The Trump administration’s recent lifting of the ban on importation of elephant tusks from certain African countries brought renewed attention to trophy hunting. Trophy hunting was put on center stage in 2015 when Cecil the lion was lured from a wildlife reserve in Zimbabwe and shot with an arrow from a compound bow. The hunter left Cecil to languish for countless hours until he returned to kill and behead the lion. Cecil met this cruel fate for no reason other than so the hunter could display the lion’s head in his house.
Most lion hunts in Africa are “canned”, leaving no means for the animal to escape from a fenced-in pen. Indeed, the operators commonly offer their facilities on a “no kill no fee” basis. These heartless acts require no skill and is not a game, as it does not involve a willing participant. Calling it a “sport” is a misnomer.
Trophy hunters claim that hunting is akin to what natural predators do by keeping populations strong and healthy. This is at odds with Darwin’s survival of the fittest principle. In the wild, predators seek out prey that are the weakest, whereas trophy hunters target the biggest and fittest animals.
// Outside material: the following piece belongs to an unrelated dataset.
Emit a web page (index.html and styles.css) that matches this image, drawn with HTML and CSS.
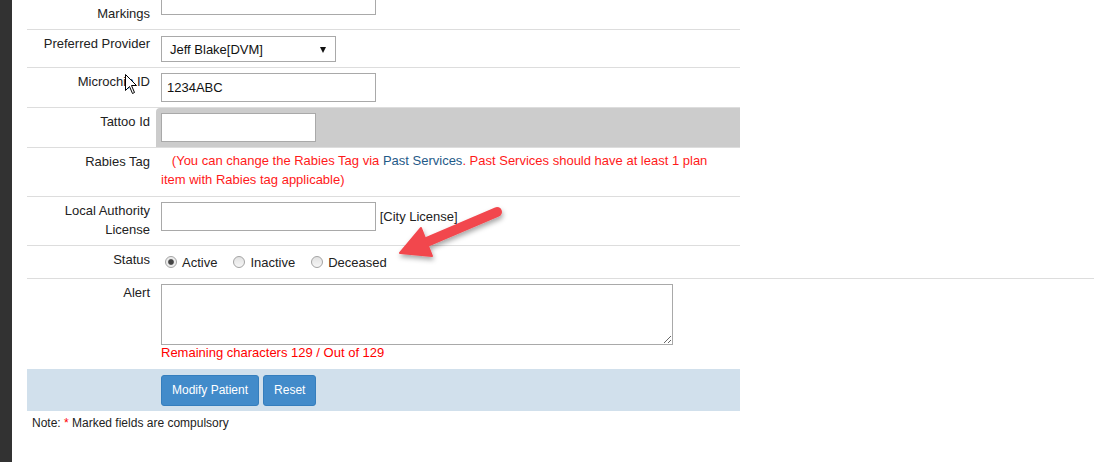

Inarguably, killing healthy animals, particularly endangered or threatened species, is the very antithesis of conservation.
Similarly, safari clubs argue that trophy hunting supports conservation programs, as well as indigent people in Africa. So-called “game farms”, which are breeding grounds for wild animals to be used as captive prey, perpetuate the cycle of death for wildlife caught in the trap of the unholy alliance between hunters and those countries that permit trophy hunting. It goes without saying that these farms are not conservation programs.
A 2016 US House report (“Missing the Mark”) investigating trophy hunting in sub-Saharan Africa found: “many troubling examples of funds either being diverted from their purpose or not being dedicated to conservation in the first place.” The report also noted that the governments failed to deliver promised improvements in community development.
Cecil was wearing a GPS collar when he was killed. He left behind a pride with young cubs.
The hunting industry and their governmental cohorts have proven to be a formidable force in fending off efforts by wildlife organizations to enact prohibitions against trophy hunting. Attempts at persuasion with government officials have met with limited success with only two countries (Kenya and Botswana) invoking a ban against these killing fields. A different approach with these officials is necessary.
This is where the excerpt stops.